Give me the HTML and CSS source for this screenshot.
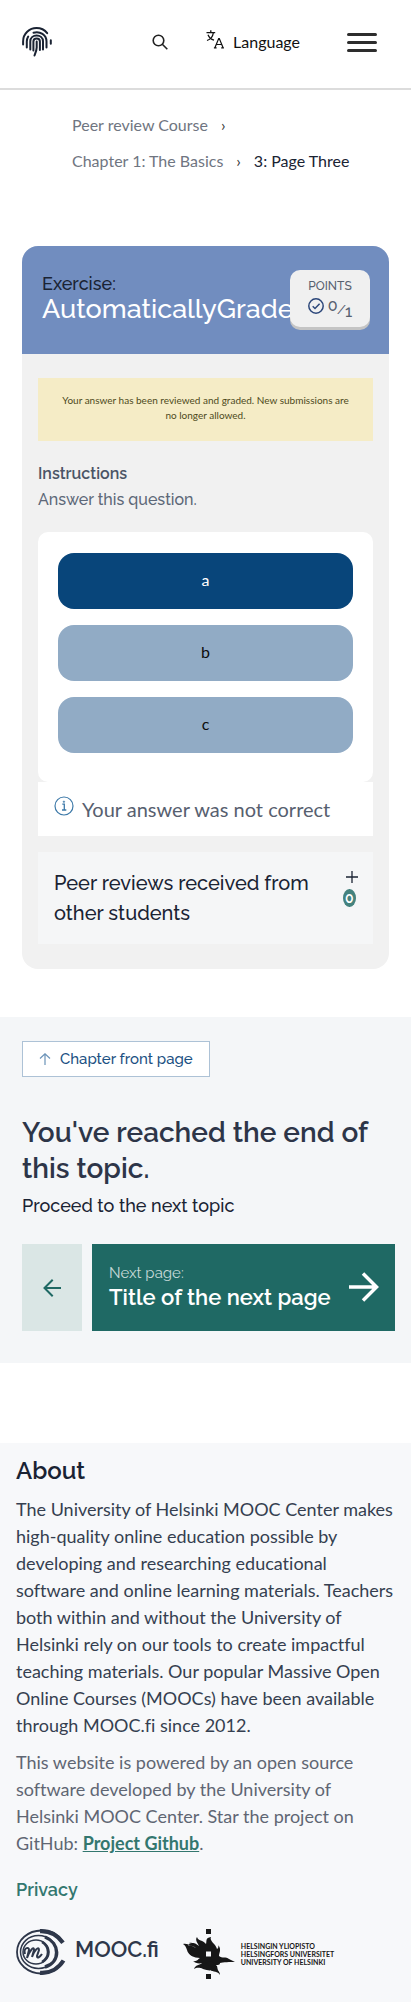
FILE: index.html
```html
<!DOCTYPE html>
<html lang="en">
<head>
<meta charset="utf-8">
<meta name="viewport" content="width=device-width, initial-scale=1">
<title>Page Three</title>
<link rel="stylesheet" href="styles.css">
</head>
<body>
<header class="topbar">
  <a class="brand" href="#" aria-label="Home">
    <svg width="30" height="30" viewBox="0 0 30 30" fill="none" stroke="#1a2333" stroke-width="2" stroke-linecap="round">
      <path d="M1.100 17.500v-3C1.100 6.500 7.500 1.100 14.500 1.100c4.400 0 8.200 1.900 10.700 5.100M28.800 13.200v3.600"/>
      <path d="M4.800 20.500v-6c0-1.800.5-3.500 1.400-5M11.500 5.700c6.500-1.800 13 2.100 13 8.800v6"/>
      <path d="M8.300 22.500v-8c0-7.900 12.700-7.900 12.700 0v8"/>
      <path d="M11.400 23.500v-9c0-4 6.500-4 6.500 0v8.500"/>
      <path d="M14.700 14.500v6c0 2.700-1 5-2.200 8"/>
    </svg>
  </a>
  <button class="icon-btn search" type="button" aria-label="Search">
    <svg width="16" height="16" viewBox="0 0 16 16" fill="none" stroke="#222" stroke-width="1.600"><circle cx="6.500" cy="6.500" r="5.300"/><path d="M10.300 10.300l5 5"/></svg>
  </button>
  <button class="icon-btn language" type="button">
    <svg width="18" height="19" viewBox="0 0 18 19" fill="none" stroke="#111" stroke-width="1.300"><path d="M.5 2.700h8.700M4.800.3v2.400M2 4.700c1 2.500 3.500 4.700 6 5.500M7.300 3c-.5 3.500-3 6.500-6.300 7.500"/><path d="M9 17.600L12.700 8.500h.6l3.700 9.100M10.300 14.500h5.200M7.900 17.900h2.700M15.200 17.900h2.700" stroke-width="1.200"/></svg>
    <span>Language</span>
  </button>
  <button class="icon-btn menu" type="button" aria-label="Open menu"><span></span><span></span><span></span></button>
</header>

<nav class="crumbs" aria-label="Breadcrumbs">
  <ol>
    <li><a href="#">Peer review Course</a><span class="sep">›</span></li>
    <li><a href="#">Chapter 1: The Basics</a><span class="sep">›</span></li>
    <li class="current">3: Page Three</li>
  </ol>
</nav>

<main>
  <section class="exercise">
    <div class="exercise-head">
      <h2><span class="kind">Exercise:</span><span class="name">AutomaticallyGraded</span></h2>
      <div class="points">
        <span class="points-label">POINTS</span>
        <span class="score">
          <svg width="16" height="16" viewBox="0 0 16 16" fill="none" stroke="#2c477a" stroke-width="1.500"><circle cx="8" cy="8" r="7.200"/><path d="M4.700 8.300l2.300 2.200 4.600-4.700"/></svg>
          <span class="fraction"><span>0</span><i>/</i><span class="max">1</span></span>
        </span>
      </div>
    </div>
    <div class="exercise-body">
      <p class="notice">Your answer has been reviewed and graded. New submissions are no longer allowed.</p>
      <h3>Instructions</h3>
      <p class="assignment">Answer this question.</p>
      <div class="options">
        <button class="option selected" type="button">a</button>
        <button class="option" type="button">b</button>
        <button class="option" type="button">c</button>
      </div>
      <div class="feedback">
        <svg width="20" height="20" viewBox="0 0 20 20" fill="none" stroke="#3d79a8" stroke-width="1.200"><circle cx="10" cy="10" r="9"/><path d="M8.300 8.200h2v5.600M8 14h4.300" stroke-width="1.300"/><circle cx="9.900" cy="5.700" r=".8" fill="#3d79a8" stroke-width=".5"/></svg>
        <p>Your answer was not correct</p>
      </div>
      <details class="reviews">
        <summary>
          <span class="reviews-title">Peer reviews received from other students</span>
          <span class="reviews-side">
            <svg width="12" height="12" viewBox="0 0 12 12" stroke="#1a2333" stroke-width="1.300"><path d="M6 0v12M0 6h12"/></svg>
            <span class="count">0</span>
          </span>
        </summary>
      </details>
    </div>
  </section>

  <section class="next">
    <a class="front" href="#">
      <svg width="12" height="12" viewBox="0 0 12 12" fill="none" stroke="#6b93b8" stroke-width="1.200"><path d="M6 12V1M1 5.500L6 .8l5 4.700"/></svg>
      <span>Chapter front page</span>
    </a>
    <h2>You've reached the end of this topic.</h2>
    <p>Proceed to the next topic</p>
    <div class="pager">
      <a class="prev" href="#" aria-label="Previous page">
        <svg width="18" height="18" viewBox="0 0 18 18" fill="none" stroke="#1f6964" stroke-width="2"><path d="M18 9H1.500M9.700.8L1.500 9l8.200 8.200"/></svg>
      </a>
      <a class="forward" href="#">
        <span class="forward-text"><small>Next page:</small><strong>Title of the next page</strong></span>
        <svg width="30" height="30" viewBox="0 0 30 30" fill="none" stroke="#fff" stroke-width="3.500"><path d="M0 15h27M14 1.500L27.500 15 14 28.500"/></svg>
      </a>
    </div>
  </section>
</main>

<footer class="footer">
  <h2>About</h2>
  <p class="about">The University of Helsinki MOOC Center makes high-quality online education possible by developing and researching educational software and online learning materials. Teachers both within and without the University of Helsinki rely on our tools to create impactful teaching materials. Our popular Massive Open Online Courses (MOOCs) have been available through MOOC.fi since 2012.</p>
  <p class="powered">This website is powered by an open source software developed by the University of Helsinki MOOC Center. Star the project on GitHub: <a href="#">Project Github</a>.</p>
  <a class="privacy" href="#">Privacy</a>
  <div class="logos">
    <a class="mooc" href="#">
      <svg width="50" height="46" viewBox="0 0 50 46" fill="none" stroke="#2e374a">
        <path d="M46 12.500C42 5 34 1.500 25.500 1.500 12 1.500 1 11 1 23s11 21.500 24.500 21.500c8.500 0 16.500-4 20.500-11" stroke-width="1.800"/>
        <path d="M24 2.200c9.500-.5 17.500 4 23 11.500M47.500 31.500C42.500 39.500 34 44.500 24 43.800" stroke-width="4.200"/>
        <ellipse cx="22.500" cy="23" rx="18" ry="16.500" stroke-width="1.500"/>
        <path d="M29 8c15 6 16 25 0 30" stroke-width="3.500"/>
        <ellipse cx="20" cy="23" rx="13" ry="12" stroke-width="1.500"/><path d="M26 13c8 5 8 15 0 20" stroke-width="2.500"/>
        <path d="M9 25c-2-6 4-8 4-4l-2 8c2-6 7-13 7-8l-2 7c2-6 7-12 7-7l-2 6c0 3 3 1 5-2" stroke-width="2"/>
      </svg>
      <span>MOOC.fi</span>
    </a>
    <a class="uni" href="#">
      <svg width="52" height="50" viewBox="0 0 52 50" fill="#171717">
        <path d="M23 0h5v5h-5zM23 45h5v5h-5z"/>
        <path fill-rule="evenodd" d="M0 15c5-1 8 2 13 4-2-2-8-4-8-2 0-2 2-3 4-3-1-1-3 0-3 0 3-1 7 0 10 3-2-4-4-6-2-9 1 4 6 3 9 7 1-3-1-6 5-7-2 4 5 7 6 12 1 0 2-3 1-4 4 4 1 8 1 11 3 3 7 0 10 3l6 3c-5 0-12 0-15 1 0 3-4 1-5 3 0 3 5 4 5 9-2-4-7-3-10-5 1 1-4 0-7-1-4-2-7-1-9 0 1-4 6-4 8-6-3 1-7 0-9-2 4 1 5-2 7-3-6 0-12-3-13-8-1-3-2-5-4-6zM23 22.500v5h5v-5z"/>
        <path d="M22 34c4 2 6 3 7 5l6 3-1-5-6-5z"/>
      </svg>
      <span>HELSINGIN YLIOPISTO<br>HELSINGFORS UNIVERSITET<br>UNIVERSITY OF HELSINKI</span>
    </a>
  </div>
</footer>
</body>
</html>
```
FILE: styles.css
```css
* { box-sizing: border-box; }
body {
  margin: 0;
  background: #fff;
  color: #1a2333;
  font: 16px/24px Lato, sans-serif;
  font-variant-ligatures: none;
}
h2, h3, p, ol { margin: 0; }
a { color: inherit; text-decoration: none; }
button { font: inherit; border: 0; cursor: pointer; }
svg { flex: none; display: block; }

.topbar {
  display: flex;
  align-items: center;
  height: 90px;
  padding: 0 34px 4px 22px;
  border-bottom: 2px solid #dcdcdc;
}
.icon-btn {
  display: flex;
  align-items: center;
  padding: 0;
  background: none;
  color: #111;
}
.search { margin-left: auto; }
.language { gap: 9px; margin-left: 38px; }
.language svg { margin-bottom: 6px; }
.menu { flex-direction: column; gap: 5px; margin-left: 47px; }
.menu span {
  width: 30px;
  height: 3px;
  border-radius: 2px;
  background: #2d2d2d;
}

.crumbs { padding: 17px 40px 67px 72px; }
.crumbs ol {
  display: flex;
  flex-wrap: wrap;
  padding: 0;
  list-style: none;
  line-height: 36px;
  color: #6f7581;
}
.crumbs .sep { margin: 0 13px; color: #333; }
.crumbs .current { color: #1a2333; }

.exercise {
  margin: 0 22px 48px;
  overflow: hidden;
  border-radius: 16px;
  background: #f1f1f1;
}
.exercise-head {
  position: relative;
  height: 108px;
  padding: 27px 20px;
  background: #718dbf;
}
.exercise-head h2 {
  font-family: Raleway, Lato, sans-serif;
  font-weight: 500;
}
.exercise-head h2 span { display: block; }
.kind { font-size: 18px; line-height: 22px; color: #1a2333; }
.name { font-size: 27px; line-height: 28px; color: #fff; }
.points {
  position: absolute;
  top: 24px;
  right: 19px;
  display: flex;
  flex-direction: column;
  align-items: center;
  width: 80px;
  height: 57px;
  padding-top: 6px;
  border-radius: 10px;
  background: #f0f0f0;
  box-shadow: 0 3px 0 #c4c4c4;
  color: #57606f;
}
.points-label { font: 500 12px/20px Raleway, Lato, sans-serif; }
.score { display: flex; gap: 4px; align-items: flex-start; }
.score svg { margin-top: 2px; }
.fraction { display: flex; font: 500 16px/20px Raleway, Lato, sans-serif; }
.fraction .max { padding-top: 6px; }
.fraction i { padding-top: 4px; font-size: 12px; }

.exercise-body { padding: 24px 16px 25px; }
.notice {
  padding: 15px 20px 18px;
  background: #f5ecc6;
  color: #4d4a20;
  font-size: 10px;
  line-height: 15px;
  text-align: center;
}
.exercise-body h3 {
  margin-top: 20px;
  font: 600 16px/26px Raleway, Lato, sans-serif;
  color: #4b5566;
}
.assignment {
  margin-bottom: 19px;
  font: 500 16px/26px Raleway, Lato, sans-serif;
  color: #5d6878;
}
.options {
  display: flex;
  flex-direction: column;
  gap: 16px;
  padding: 21px 20px 29px;
  border-radius: 10px;
  background: #fff;
}
.option {
  height: 56px;
  padding: 0 16px 2px;
  border-radius: 16px;
  background: #91abc5;
  color: #0d0d0d;
}
.option.selected { background: #08457a; color: #fff; }
.feedback {
  display: flex;
  gap: 8px;
  padding: 14px 16px;
  background: #fff;
}
.feedback p { font-size: 20px; line-height: 26px; color: #57606f; }
.reviews { margin-top: 16px; background: #f5f6f7; }
.reviews summary {
  display: flex;
  gap: 16px;
  justify-content: space-between;
  padding: 16px 15px 16px 16px;
  list-style: none;
  cursor: pointer;
}
.reviews-title { font: 500 20px/30px Raleway, Lato, sans-serif; }
.reviews-side {
  display: flex;
  flex-direction: column;
  align-items: flex-start;
  gap: 6px;
  padding-top: 3px;
}
.reviews-side svg { margin-left: 3px; }
.count {
  padding: 0 2px;
  border-radius: 50%;
  background: #44827e;
  color: #fff;
  font: 600 14px/18px Raleway, Lato, sans-serif;
}

.next {
  padding: 24px 16px 32px 22px;
  background: #f4f6f8;
  font-family: Raleway, Lato, sans-serif;
  font-weight: 500;
}
.front {
  display: flex;
  align-items: center;
  gap: 9px;
  width: fit-content;
  height: 36px;
  padding: 0 16px;
  border: 1px solid #adc2d6;
  background: #fff;
  color: #1c5183;
  font-size: 15px;
}
.next h2 {
  margin-top: 38px;
  font-size: 28px;
  font-weight: 600;
  line-height: 36px;
  color: #2d3548;
}
.next p { margin: 6px 0 25px; font-size: 18px; line-height: 26px; }
.pager { display: flex; gap: 10px; }
.prev {
  display: flex;
  flex: none;
  align-items: center;
  justify-content: center;
  width: 60px;
  background: #dae6e5;
}
.forward {
  display: flex;
  flex: 1;
  align-items: center;
  justify-content: space-between;
  height: 87px;
  padding: 0 16px 2px 17px;
  background: #1f6964;
  color: #fff;
}
.forward-text { display: flex; flex-direction: column; white-space: nowrap; }
.forward small { font-size: 15px; line-height: 22px; font-weight: 400; color: #c7dad8; }
.forward strong { font-size: 22px; line-height: 27px; font-weight: 600; }

.footer {
  margin-top: 80px;
  padding: 12px 16px 23px;
  background: #f7f8fa;
}
.footer h2 { font: 600 24px/32px Raleway, Lato, sans-serif; }
.about, .powered { font-size: 18px; line-height: 27px; }
.about { margin-top: 9px; color: #353f50; }
.powered { margin: 10px 0 19px; color: #5f6673; }
.powered a { color: #33776f; font-weight: 700; text-decoration: underline; }
.privacy { display: block; width: fit-content; font: 600 18px/27px Raleway, Lato, sans-serif; color: #33776f; }
.logos { display: flex; gap: 24px; margin-top: 26px; height: 50px; }
.mooc, .uni { display: flex; }
.mooc { gap: 9px; color: #2e374a; font: 600 22px/40px Raleway, Lato, sans-serif; }
.uni { gap: 6px; align-items: center; color: #171717; font: 700 7px/8px Lato, sans-serif; }
```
★ ★ ★ ★ ★
Pick out lines containing the word "source", each one as written.

Give me the HTML and CSS source for this screenshot.
  <p class="powered">This website is powered by an open source software developed by the University of Helsinki MOOC Center. Star the project on GitHub: <a href="#">Project Github</a>.</p>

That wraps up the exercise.